Remove "dummy queue" which is never closed. This is causing workers to hang when a training job stops early (e.g., using tuner along with tf.estimator.parameterized_train_and_evaluate or with TFX).

PiperOrigin-RevId: 356855978 Change-Id: Id28441865b4a0bd598a515e2550ef4a23a564d24
2021-02-10 16:37:15 -08:00 · 2021-02-10 16:37:15 -08:00 · f987ff6bcd
commit f987ff6bcd
parent 84f074f68d
1 changed files with 2 additions and 13 deletions
--- a/tensorflow/python/training/sync_replicas_optimizer.py
+++ b/tensorflow/python/training/sync_replicas_optimizer.py
@ -18,7 +18,6 @@ from __future__ import absolute_import
 from __future__ import division
 from __future__ import print_function

-from tensorflow.core.framework import types_pb2
 from tensorflow.python.distribute import distribution_strategy_context
 from tensorflow.python.framework import ops
 from tensorflow.python.ops import array_ops
@ -319,16 +318,6 @@ class SyncReplicasOptimizer(optimizer.Optimizer):
                                    shared_name="sync_token_q"))
        self._sync_token_queue = sync_token_queue

-        # dummy_queue is passed to the queue runner.

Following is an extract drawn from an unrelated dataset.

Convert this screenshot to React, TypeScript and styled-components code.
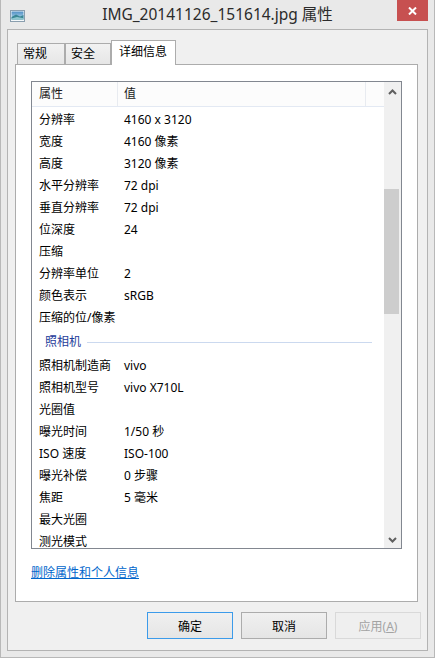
import React from "react";
import styled, { createGlobalStyle } from "styled-components";

const GlobalStyle = createGlobalStyle`
  html, body {
    margin: 0;
    padding: 0;
    background: #e9e9e9;
  }
  body {
    font-family: "Noto Sans", "Noto Sans CJK SC", sans-serif;
    -webkit-font-smoothing: antialiased;
  }
  * { box-sizing: border-box; }
`;

const Window = styled.div`
  width: 435px;
  height: 658px;
  display: flex;
  flex-direction: column;
  background: #e9e9e9;
  border: 1px solid #b8b8b8;
  border-top: 0;
  padding: 0 6px 6px 6px;
`;

const TitleBar = styled.div`
  height: 29px;
  flex: none;
  display: grid;
  grid-template-columns: 1fr auto 1fr;
  align-items: start;
`;

const TitleIcon = styled.svg`
  margin: 10px 0 0 3px;
  display: block;
`;

const TitleText = styled.div`
  font-size: 15.5px;
  line-height: 29px;
  color: #2b2b2b;
  white-space: nowrap;
`;

const CloseButton = styled.div`
  justify-self: end;
  width: 31px;
  height: 21px;
  background: #c75050;
  display: flex;
  align-items: center;
  justify-content: center;
`;

const Client = styled.div`
  flex: 1;
  display: flex;
  flex-direction: column;
  background: #f0f0f0;
  border: 1px solid #b3b3b3;
  padding: 0 9px 11px 7px;
`;

const TabStrip = styled.div`
  display: flex;
  align-items: flex-end;
  padding: 10px 0 0 2px;
  height: 34px;
  position: relative;
  z-index: 1;
`;

const Tab = styled.div<{ $active?: boolean; $w: number }>`
  width: ${(p) => p.$w}px;
  height: ${(p) => (p.$active ? 25 : 21)}px;
  margin-bottom: ${(p) => (p.$active ? -1 : 0)}px;
  border: 1px solid #acacac;
  border-bottom: 0;
  background: ${(p) =>
    p.$active ? "#ffffff" : "linear-gradient(#f2f2f2, #e6e6e6)"};
  font-size: 12px;
  color: #000;
  line-height: ${(p) => (p.$active ? 21 : 19)}px;
  padding-left: ${(p) => (p.$active ? 7 : 5)}px;
  white-space: nowrap;
  & + & {
    border-left: ${(p) => (p.$active ? "1px solid #acacac" : "0")};
  }
`;

const Panel = styled.div`
  height: 538px;
  flex: none;
  background: #ffffff;
  border: 1px solid #acacac;
  padding: 16px 15px 0 15px;
  display: flex;
  flex-direction: column;
`;

const ListView = styled.div`
  height: 468px;
  flex: none;
  border: 1px solid #828790;
  display: flex;
  background: #fff;
`;

const ListBody = styled.div`
  flex: 1;
  overflow: hidden;
  display: flex;
  flex-direction: column;
`;

const Header = styled.div`
  height: 25px;
  flex: none;
  display: flex;
  background: #fcfcfc;
  border-bottom: 1px solid #e3e9f3;
  margin-bottom: 1px;
`;

const HeaderCell = styled.div<{ $w?: number; $pad: number }>`
  width: ${(p) => (p.$w ? `${p.$w}px` : "auto")};
  flex: ${(p) => (p.$w ? "none" : "1")};
  height: 24px;
  line-height: 24px;
  font-size: 12px;
  color: #1a1a1a;
  padding-left: ${(p) => p.$pad}px;
  border-right: ${(p) => (p.$w ? "1px solid #e8ebf0" : "0")};
`;

const Row = styled.div`
  height: 22px;
  flex: none;
  display: flex;
  align-items: center;
  font-size: 12px;
  color: #000;
  white-space: nowrap;
`;

const LabelCell = styled.div`
  width: 86px;
  flex: none;
  padding-left: 7px;
  overflow: hidden;
`;

const ValueCell = styled.div`
  flex: 1;
  padding-left: 6px;
`;

const GroupRow = styled.div`
  height: 26px;
  flex: none;
  display: flex;
  align-items: center;
  padding: 0 12px 0 13px;
  font-size: 12px;
  color: #1e3c9a;
  white-space: nowrap;
`;

const GroupLine = styled.div`
  flex: 1;
  height: 1px;
  margin-left: 6px;
  margin-top: 2px;
  background: #cbd9ef;
`;

const ScrollBar = styled.div`
  width: 17px;
  flex: none;
  background: #f0f0f0;
  display: flex;
  flex-direction: column;
`;

const ScrollArrow = styled.div<{ $h: number }>`
  height: ${(p) => p.$h}px;
  flex: none;
  display: flex;
  align-items: center;
  justify-content: center;
`;

const Track = styled.div`
  flex: 1;
`;

const Thumb = styled.div`
  width: 15px;
  height: 125px;
  background: #cdcdcd;
`;

const Link = styled.a`
  display: block;
  margin-top: 15px;
  font-size: 12px;
  line-height: 17px;
  color: #0066cc;
  text-decoration: underline;
  align-self: flex-start;
  cursor: pointer;
`;

const Footer = styled.div`
  display: flex;
  justify-content: flex-end;
  gap: 8px;
  margin: 10px -3px 0 0;
`;

const Button = styled.button<{ $default?: boolean }>`
  width: 86px;
  height: 27px;
  padding: 0;
  font-family: inherit;
  font-size: 12px;
  color: #000;
  border: 1px solid ${(p) => (p.$default ? "#3c9bea" : "#acacac")};
  background: linear-gradient(#f0f0f0, #e5e5e5);
  border-radius: 0;
  &:disabled {
    color: #a3a3a3;
    border-color: #d9d9d9;
    background: #efefef;
  }
`;

type Entry =
  | { kind: "row"; label: string; value: string }
  | { kind: "group"; label: string };

const entries: Entry[] = [
  { kind: "row", label: "分辨率", value: "4160 x 3120" },
  { kind: "row", label: "宽度", value: "4160 像素" },
  { kind: "row", label: "高度", value: "3120 像素" },
  { kind: "row", label: "水平分辨率", value: "72 dpi" },
  { kind: "row", label: "垂直分辨率", value: "72 dpi" },
  { kind: "row", label: "位深度", value: "24" },
  { kind: "row", label: "压缩", value: "" },
  { kind: "row", label: "分辨率单位", value: "2" },
  { kind: "row", label: "颜色表示", value: "sRGB" },
  { kind: "row", label: "压缩的位/像素", value: "" },
  { kind: "group", label: "照相机" },
  { kind: "row", label: "照相机制造商", value: "vivo" },
  { kind: "row", label: "照相机型号", value: "vivo X710L" },
  { kind: "row", label: "光圈值", value: "" },
  { kind: "row", label: "曝光时间", value: "1/50 秒" },
  { kind: "row", label: "ISO 速度", value: "ISO-100" },
  { kind: "row", label: "曝光补偿", value: "0 步骤" },
  { kind: "row", label: "焦距", value: "5 毫米" },
  { kind: "row", label: "最大光圈", value: "" },
  { kind: "row", label: "测光模式", value: "" },
];

const Chevron = ({ up }: { up: boolean }) => (
  <svg width="9" height="6" viewBox="0 0 9 6">
    <path
      d={up ? "M1 5 L4.5 1.5 L8 5" : "M1 1 L4.5 4.5 L8 1"}
      fill="none"
      stroke="#5f5f5f"
      strokeWidth="2"
    />
  </svg>
);

export default function App() {
  return (
    <>
      <GlobalStyle />
      <Window>
        <TitleBar>
          <TitleIcon width="15" height="12" viewBox="0 0 15 12">
            <defs>
              <linearGradient id="sky" x1="0" y1="0" x2="0" y2="1">
                <stop offset="0" stopColor="#4f8fc4" />
                <stop offset="1" stopColor="#bfe1f2" />
              </linearGradient>
            </defs>
            <rect x="0.5" y="0.5" width="14" height="11" fill="#f4f8fa" stroke="#8a9eae" />
            <rect x="1.5" y="1.5" width="12" height="8" fill="url(#sky)" />
            <path d="M1.5 7 L6 4.5 L10 6.5 L13.5 5 L13.5 9.5 L1.5 9.5 Z" fill="#3a8795" />
            <path d="M1.5 8.5 L7 7 L13.5 8.3 L13.5 9.5 L1.5 9.5 Z" fill="#8fc7cf" />
          </TitleIcon>
          <TitleText>IMG_20141126_151614.jpg 属性</TitleText>
          <CloseButton>
            <svg width="9" height="8" viewBox="0 0 9 8">
              <path d="M1 0.5 L8 7.5 M8 0.5 L1 7.5" stroke="#fff" strokeWidth="2" />
            </svg>
          </CloseButton>
        </TitleBar>
        <Client>
          <TabStrip>
            <Tab $w={48}>常规</Tab>
            <Tab $w={46}>安全</Tab>
            <Tab $w={65} $active>
              详细信息
            </Tab>
          </TabStrip>
          <Panel>
            <ListView>
              <ListBody>
                <Header>
                  <HeaderCell $w={86} $pad={7}>
                    属性
                  </HeaderCell>
                  <HeaderCell $w={248} $pad={6}>
                    值
                  </HeaderCell>
                  <HeaderCell $pad={0} />
                </Header>
                {entries.map((e, i) =>
                  e.kind === "group" ? (
                    <GroupRow key={i}>
                      {e.label}
                      <GroupLine />
                    </GroupRow>
                  ) : (
                    <Row key={i}>
                      <LabelCell>{e.label}</LabelCell>
                      <ValueCell>{e.value}</ValueCell>
                    </Row>
                  )
                )}
              </ListBody>
              <ScrollBar>
                <ScrollArrow $h={20}>
                  <Chevron up />
                </ScrollArrow>
                <Track>
                  <Thumb style={{ marginTop: 87 }} />
                </Track>
                <ScrollArrow $h={17}>
                  <Chevron up={false} />
                </ScrollArrow>
              </ScrollBar>
            </ListView>
            <Link>删除属性和个人信息</Link>
          </Panel>
          <Footer>
            <Button $default>确定</Button>
            <Button>取消</Button>
            <Button disabled>
              应用(<u>A</u>)
            </Button>
          </Footer>
        </Client>
      </Window>
    </>
  );
}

Don't use the real queues
-        # because the queue runner doesn't automatically reopen it once it
-        # closed queues in PS devices.
-        dummy_queue = (
-            data_flow_ops.FIFOQueue(1,
-                                    types_pb2.DT_INT32,
-                                    shapes=(),
-                                    name="dummy_queue",
-                                    shared_name="dummy_queue"))
-
      with ops.device(global_step.device), ops.name_scope(""):
        # Replicas have to wait until they can get a token from the token queue.
        with ops.control_dependencies(train_ops):
@ -346,8 +335,8 @@ class SyncReplicasOptimizer(optimizer.Optimizer):
            sync_op = self._variable_averages.apply(
                self._variables_to_average)

-        self._chief_queue_runner = queue_runner.QueueRunner(dummy_queue,
-                                                            [sync_op])
+        self._chief_queue_runner = queue_runner.QueueRunner(
+            sync_token_queue, [sync_op])
      for accum, dev in self._accumulator_list:
        with ops.device(dev):
          chief_init_ops.append(